À ceux — à celui — qui, nourri dans quelque province lointaine, instruit par un centaure indifférent aux modernités, ignorerait ces choses que personne n’ignore, j’offrirais ces notes sur l’œuvre d’un très haut artiste, et entre tous vénérable.


I

M. Mallarmé a été d’abord un poète Parnassien. Les poètes Parnassiens, avec leurs rares prédécesseurs au xvie siècle et dans la première moitié du nôtre, tâchaient à édifier enfin la Poésie, forme tard venue de l’art. Le vers avait été, à l’origine, un appareil mnémonique ; et longtemps il avait survécu, tel, à son utilité.

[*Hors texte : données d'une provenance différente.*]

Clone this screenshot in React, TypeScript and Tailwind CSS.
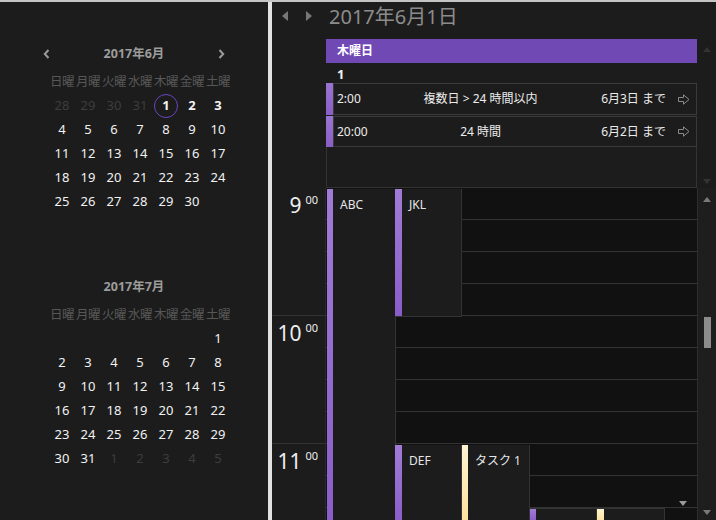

Les Parnassiens ont cru que les pensées dites poétiques, et les vives images, pourraient être mieux exprimées, plus commodément, par la prose ; que la poésie n’était pas à traduire, avec toutes sortes de déformations, des récits, paysages, ou doctrines, mais à évoquer dans les âmes des émotions musicales, différentes de celles que pouvait suggérer la musique. Une séculaire habitude des langages a lié, dans notre esprit, telle syllabe à telle émotion ; les Parnassiens ont voulu achever ce langage poétique ; ils ont tenté une symphonie des mots, éployant, en modes variés, rythmes et sonorités.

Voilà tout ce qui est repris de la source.